What is less clear is why this happened to a great extent only in Northern and Eastern Europe --with the exception of blonde Australian aboriginals (see photo below). If rare alleles convey a fitness advantage, they should prevail more widely than just where sexual selection is heightened due to male/female ratios different from 1. That said, the short timespan in question may be insufficient to have allowed the mutations to arise in other human populations --which begs the question, why did the hair and eye color polymorphisms not develop earlier? Here, Frost proposes an answer: rare alleles expose bearers to increased predation by standing out, so until humans went from hunted to hunters, this force could have kept polymorphisms in check. Likewise, while other humanoid species coexisted with us, variance from the norm could have caused confusion with other species, and thus negative sexual selection.
An Australian aborigine with blond hair in Kakadu, Northern Territory. Photograph copyright © 2006 Alex Backer.
Frost's paper lacks evidence for his claim of male to female ratios in Northeastern Europe that are disproportionately higher than those of other ethnias that did not develop the same color polymorphisms --indeed, his claim that humans have been less hunted in that area indeed runs counter to his claims of higher male mortality. The most convincing evidence he presents ("Among 19th century Labrador Inuit, only 57 males remained for every 100 females in the 15+ age bracket because of hunting deaths from drowning or exposure (Scheffel, 1984). Among Inuit, in general, “the preponderance of adult women is generally explained by the higher death rate among men due to the natural hazards of hunting” (Weyer, 1932, pp. 135–136)") describes not Europeans, but Inuit, who have not developed blond hair or blue eyes.
Frost looks for sexual dimorphisms that might explain why why sexual selection happened when men, and not women, were scarce. The question here might be misguided, as sexual selection will happen in either case, but it is not clear that there are many societies in which there is an abudance of men and a scarcity of women --an interesting mystery, since it would seem that, given females' limitation in terms of the number of offspring they can have, a species with a M/F ratio significantly lower than one would exhibit faster growth (see Why the Sex Ratio is 1).
Frost's 'selection for diversity' hypothesis also fails to shed light on why skin became lighter rather than more diverse --Northern European skin color does not seem any more diverse than that of Africans. The traditional explanation related to sunlight levels close to the Arctic and the competing effects of skin pigmentation on vitamin production and skin cancer would seem to fare better here.

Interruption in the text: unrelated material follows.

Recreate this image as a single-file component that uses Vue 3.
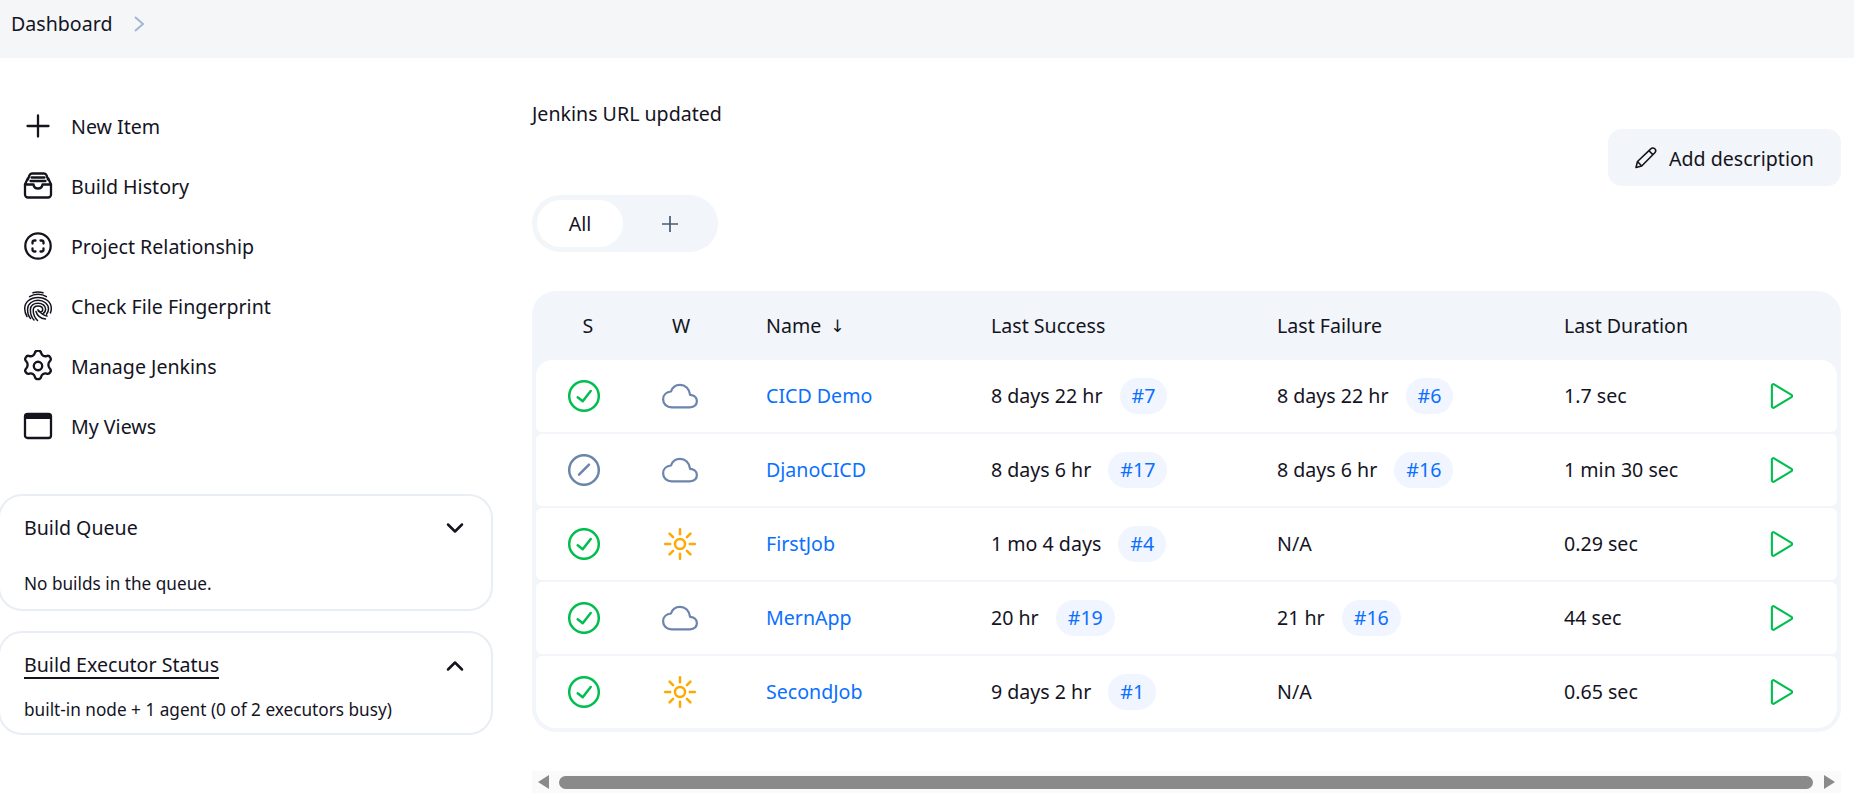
<script setup>
const links = [
  { label: 'New Item', icon: 'plus' },
  { label: 'Build History', icon: 'tray' },
  { label: 'Project Relationship', icon: 'scan' },
  { label: 'Check File Fingerprint', icon: 'finger' },
  { label: 'Manage Jenkins', icon: 'gear' },
  { label: 'My Views', icon: 'window' }
]
const rows = [
  { s: 'ok', w: 'cloud', name: 'CICD Demo', succ: '8 days 22 hr', sb: '#7', fail: '8 days 22 hr', fb: '#6', dur: '1.7 sec' },
  { s: 'off', w: 'cloud', name: 'DjanoCICD', succ: '8 days 6 hr', sb: '#17', fail: '8 days 6 hr', fb: '#16', dur: '1 min 30 sec' },
  { s: 'ok', w: 'sun', name: 'FirstJob', succ: '1 mo 4 days', sb: '#4', fail: 'N/A', fb: '', dur: '0.29 sec' },
  { s: 'ok', w: 'cloud', name: 'MernApp', succ: '20 hr', sb: '#19', fail: '21 hr', fb: '#16', dur: '44 sec' },
  { s: 'ok', w: 'sun', name: 'SecondJob', succ: '9 days 2 hr', sb: '#1', fail: 'N/A', fb: '', dur: '0.65 sec' }
]
const rays = [0, 45, 90, 135, 180, 225, 270, 315]
</script>

<template>
  <div class="page">
    <header class="topbar">
      <span>Dashboard</span>
      <svg class="crumb" viewBox="0 0 12 18" width="12" height="18"><path d="M2 2l8 7-8 7" /></svg>
    </header>
    <div class="body">
      <aside class="side">
        <nav class="links">
          <a v-for="l in links" :key="l.label" class="link">
            <svg class="ico" viewBox="0 0 32 32" width="32" height="32">
              <g v-if="l.icon === 'plus'" class="line"><path d="M16 5.500v21M5.500 16h21" /></g>
              <g v-else-if="l.icon === 'tray'" class="line">
                <path d="M6 9.500 7.400 5.400A3 3 0 0 1 10 3.500h12a3 3 0 0 1 2.600 1.900L26 9.500" />
                <path d="M3 14.500v10a3 3 0 0 0 3 3h20a3 3 0 0 0 3-3v-10l-2.700-6" />
                <path d="M5.700 8.500 3 14.500h8.500c.3 2.500 2 4 4.500 4s4.200-1.500 4.500-4H29" />
                <path d="M9.500 7.500h13M8.500 11h15" />
              </g>
              <g v-else-if="l.icon === 'scan'" class="line">
                <circle cx="16" cy="16" r="12.700" />
                <path d="M10.500 13.500v-1a2 2 0 0 1 2-2h1M18.500 10.500h1a2 2 0 0 1 2 2v1M21.500 18.500v1a2 2 0 0 1-2 2h-1M13.500 21.500h-1a2 2 0 0 1-2-2v-1" />
              </g>
              <g v-else-if="l.icon === 'finger'" class="fine">
                <path d="M11 2.800c3-1.100 7-1.100 10 0" />
                <path d="M7.600 6.600c5-3.300 12-3.300 16.800 0" />
                <path d="M5 26.500c-1.600-2.700-2.300-5.500-2.300-8C2.700 12 8.500 7.400 16 7.400s13.300 4.600 13.300 11c0 1.500-.3 3-.9 4.500" />
                <path d="M8.500 28.500c-1.800-2-3-5.500-2.900-9.500.2-5 4.700-8.700 10.400-8.700s10.500 3.600 10.500 8.700c0 2-.8 3.700-2 5.200" />
                <path d="M12 30c-2.500-2.500-3.700-6.500-3.600-10.500.1-3.800 3.300-6.300 7.600-6.300s7.600 2.400 7.600 5.900c0 2.500-1.300 4-2.800 4.800" />
                <path d="M15.500 30.500c-2.500-2.500-4.300-6-4.300-10 0-2.700 2-4.400 4.800-4.400 2.700 0 4.700 1.400 4.700 3.500 0 1.600-1.100 2.400-2.300 2.400s-2.300-.7-2.400-2.300" />
                <path d="M14 21.500c.9 3.300 3.900 6.800 9.500 7.500" />
                <path d="M17.500 21c1.400 2.500 3.700 4.300 7.500 5" />
              </g>
              <g v-else-if="l.icon === 'gear'" class="cog" transform="translate(16 16) scale(1.170) translate(-16 -16)">
                <circle cx="16" cy="16" r="3.600" />
                <path d="M13.300 4.900c.3-1.400 1.100-2.100 2.700-2.100s2.400.7 2.700 2.100c.4 2 2.700 3.300 4.600 2.600 1.400-.5 2.400-.2 3.200 1.200s.6 2.400-.5 3.300c-1.500 1.400-1.500 4.600 0 6 1.100.9 1.300 1.900.5 3.300s-1.800 1.700-3.200 1.200c-1.900-.7-4.200.6-4.600 2.600-.3 1.400-1.100 2.100-2.700 2.100s-2.400-.7-2.700-2.100c-.4-2-2.700-3.300-4.600-2.600-1.400.5-2.400.2-3.200-1.200s-.6-2.400.5-3.300c1.500-1.400 1.500-4.600 0-6-1.100-.9-1.300-1.900-.5-3.300s1.800-1.700 3.200-1.200c1.900.7 4.200-.6 4.600-2.600z" />
              </g>
              <g v-else class="line">
                <rect x="3" y="4" width="26" height="24" rx="2.500" />
                <path class="solid" d="M3 6.500A2.500 2.500 0 0 1 5.500 4h21A2.500 2.500 0 0 1 29 6.500V9H3z" />
              </g>
            </svg>
            <span>{{ l.label }}</span>
          </a>
        </nav>
        <section class="card queue">
          <div class="card-head">
            <span>Build Queue</span>
            <svg viewBox="0 0 18 12" width="18" height="12"><path d="M2 2.500l7 7 7-7" /></svg>
          </div>
          <p class="card-text">No builds in the queue.</p>
        </section>
        <section class="card exec">
          <div class="card-head">
            <span class="under">Build Executor Status</span>
            <svg viewBox="0 0 18 12" width="18" height="12"><path d="M2 9.500l7-7 7 7" /></svg>
          </div>
          <p class="card-text">built-in node + 1 agent (0 of 2 executors busy)</p>
        </section>
      </aside>

      <main class="main">
        <p class="notice">Jenkins URL updated</p>
        <div class="actions">
          <button class="btn">
            <svg viewBox="0 0 24 24" width="24" height="24"><path d="M3 21.500l1.500-6L17.800 2.800a2.800 2.800 0 0 1 4 0 2.800 2.800 0 0 1 0 3.900L8.700 20z" /><path d="M4.500 15.500l4.200 4.500M16 4.700l3.800 3.900" /></svg>
            <span>Add description</span>
          </button>
        </div>
        <div class="tabs">
          <span class="tab">All</span>
          <svg class="tab-plus" viewBox="0 0 18 18" width="18" height="18"><path d="M9 1v16M1 9h16" /></svg>
        </div>

        <div class="table">
          <div class="grid head">
            <span class="c">S</span>
            <span class="c wh">W</span>
            <span class="namecell">Name<span class="arrow">↓</span></span>
            <span>Last Success</span>
            <span>Last Failure</span>
            <span>Last Duration</span>
          </div>
          <div v-for="r in rows" :key="r.name" class="grid row">
            <span class="c sc">
              <svg viewBox="0 0 32 32" width="32" height="32" :class="r.s === 'ok' ? 'green' : 'grey'">
                <circle cx="16" cy="16" r="14.800" />
                <path v-if="r.s === 'ok'" d="M9.700 17.300l5 4 8-10.300" />
                <path v-else d="M11 20.700l10-10" />
              </svg>
            </span>
            <span class="c wc">
              <svg v-if="r.w === 'cloud'" class="cloud" viewBox="0 0 512 512" width="36" height="36">
                <path d="M400 240c-8.890-89.540-71-144-144-144-69 0-113.440 48.200-128 96-60 6-112 43.590-112 112 0 66 54 112 120 112h260c55 0 100-27.440 100-88 0-59.820-53-85.760-96-88z" />
              </svg>
              <svg v-else class="sun" viewBox="0 0 32 32" width="32" height="32">
                <circle cx="16" cy="16" r="5" />
                <path v-for="a in rays" :key="a" d="M16 1.200v5" :transform="`rotate(${a} 16 16)`" />
              </svg>
            </span>
            <a class="namecell jobname">{{ r.name }}</a>
            <span class="cell"><span>{{ r.succ }}</span><a class="badge">{{ r.sb }}</a></span>
            <span class="cell"><span>{{ r.fail }}</span><a v-if="r.fb" class="badge">{{ r.fb }}</a></span>
            <span>{{ r.dur }}</span>
            <span class="play">
              <svg viewBox="0 0 512 512" width="36" height="36">
                <path d="M112 111v290c0 17.440 17 28.520 31 20.160l247.900-148.370c12.120-7.250 12.120-26.330 0-33.580L143 90.840c-14-8.360-31 2.720-31 20.160z" />
              </svg>
            </span>
          </div>
        </div>

        <div class="scroll">
          <i class="tri left"></i>
          <div class="thumb"></div>
          <i class="tri right"></i>
        </div>
      </main>
    </div>
  </div>
</template>

<style>
html, body { margin: 0; background: #fff; overflow: hidden; }
</style>

<style scoped>
.page {
  width: 1854px;
  height: 812px;
  overflow: hidden;
  font-family: "Noto Sans", "Open Sans", sans-serif;
  font-size: 19.600px;
  line-height: 28px;
  color: #14141f;
}
.topbar {
  height: 58px;
  box-sizing: border-box;
  background: #f5f6f8;
  display: flex;
  align-items: center;
  padding: 0 0 10px 11px;
}
.crumb { margin-left: 21px; }
.crumb path { fill: none; stroke: #a4b6d4; stroke-width: 2; }
.body { display: flex; }
.side { width: 532px; flex: none; padding-top: 38px; }
.links { display: flex; flex-direction: column; margin-bottom: 38px; }
.link { height: 60px; display: flex; align-items: center; gap: 17px; padding-left: 22px; }
.link span { padding-top: 2px; }
.ico { flex: none; }
.line { fill: none; stroke: #14141f; stroke-width: 2.300; stroke-linecap: round; stroke-linejoin: round; }
.line .solid { fill: #14141f; stroke: none; }
.fine { fill: none; stroke: #14141f; stroke-width: 1.500; stroke-linecap: round; }
.cog { fill: none; stroke: #14141f; stroke-width: 2; stroke-linejoin: round; }
.card {
  width: 495px;
  box-sizing: border-box;
  margin-left: -2px;
  border: 2px solid #e9edf4;
  border-radius: 24px;
  padding: 0 24px;
}
.queue { height: 117px; padding-top: 18px; margin-bottom: 20px; }
.exec { height: 104px; padding-top: 19px; }
.card-head { display: flex; justify-content: space-between; align-items: center; height: 28px; padding-right: 3px; }
.card-head svg path { fill: none; stroke: #14141f; stroke-width: 2.500; stroke-linecap: round; stroke-linejoin: round; }
.under { border-bottom: 2px solid #14141f; line-height: 24px; }
.card-text { margin: 0; font-size: 17.200px; line-height: 24px; }
.queue .card-text { margin-top: 30px; }
.exec .card-text { margin-top: 18px; }

.main { width: 1309px; flex: none; padding-top: 42px; }
.notice { margin: 0; height: 28px; }
.actions { display: flex; justify-content: flex-end; margin-top: 1px; }
.btn {
  width: 233px;
  height: 57px;
  box-sizing: border-box;
  border: 0;
  border-radius: 14px;
  background: #f2f5f9;
  color: #14141f;
  font: inherit;
  display: flex;
  align-items: center;
  gap: 12px;
  padding: 0 0 0 25px;
}
.btn span { padding-top: 2px; }
.btn svg path { fill: none; stroke: #14141f; stroke-width: 1.600; stroke-linejoin: round; }
.tabs {
  width: 186px;
  height: 57px;
  box-sizing: border-box;
  margin-top: 9px;
  background: #f2f5f9;
  border-radius: 29px;
  padding: 5px;
  display: flex;
  align-items: center;
}
.tab {
  width: 86px;
  height: 47px;
  background: #fff;
  border-radius: 24px;
  display: flex;
  align-items: center;
  justify-content: center;
}
.tab-plus { margin-left: 38px; }
.tab-plus path { fill: none; stroke: #4a5a78; stroke-width: 1.700; }
.table {
  margin-top: 39px;
  background: #f2f5f9;
  border-radius: 24px;
  padding: 0 4px 4px;
  display: flex;
  flex-direction: column;
  gap: 2px;
}
.grid {
  display: grid;
  grid-template-columns: 96px 98px 261px 286px 287px 200px 1fr;
  align-items: center;
}
.head { height: 67px; padding-top: 2px; box-sizing: border-box; }
.row { height: 72px; background: #fff; border-radius: 6px; }
.row:nth-child(2) { border-radius: 16px 16px 6px 6px; }
.row:last-child { border-radius: 6px 6px 20px 20px; }
.c { display: flex; justify-content: center; }
.head .c:first-child { padding-left: 8px; }
.wc { padding-right: 2px; }
.namecell { padding-left: 36px; display: flex; align-items: center; }
.arrow { margin-left: 9px; font-size: 17px; font-family: "DejaVu Sans", sans-serif; }
.jobname { color: #0b6fff; }
.cell { display: flex; align-items: center; gap: 17px; }
.badge {
  height: 36px;
  padding: 0 12px;
  border-radius: 18px;
  background: #f0f5ff;
  color: #0b6fff;
  display: flex;
  align-items: center;
}
.green circle, .green path { fill: none; stroke: #00bf4f; stroke-width: 2.500; stroke-linecap: round; stroke-linejoin: round; }
.grey circle, .grey path { fill: none; stroke: #6c85ac; stroke-width: 2.500; stroke-linecap: round; }
.cloud path { fill: none; stroke: #6c85ac; stroke-width: 32; stroke-linejoin: round; }
.sun circle, .sun path { fill: none; stroke: #ffa800; stroke-width: 2.500; stroke-linecap: round; }
.play { display: flex; justify-content: flex-start; }
.play path { fill: none; stroke: #00bf4f; stroke-width: 30; stroke-linejoin: round; }
.scroll {
  margin-top: 39px;
  height: 22px;
  background: #fafafa;
  display: flex;
  align-items: center;
  padding: 0 6px;
  box-sizing: border-box;
}
.thumb { flex: 1; height: 13px; background: #8a8a8a; border-radius: 7px; margin: 0 11px 0 10px; }
.tri { width: 0; height: 0; border-top: 7px solid transparent; border-bottom: 7px solid transparent; }
.tri.left { border-right: 11px solid #8a8a8a; }
.tri.right { border-left: 11px solid #8a8a8a; }
</style>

Finally, did the increase sexual selection in Northern and Eastern Europe contribute to selection in that most prominent product of human sexual selection, breast size? Alas, I could not find a study systematically comparing breast size across different races. Perhaps a graduate student can perform the sacrifice in the interest of science and add a thesis to the likes of The effect of breast size on attractiveness, a thesis presented to the faculty of the Tennessee Technological University in 1995. Hey, it's a hard job, but someone's got to do it.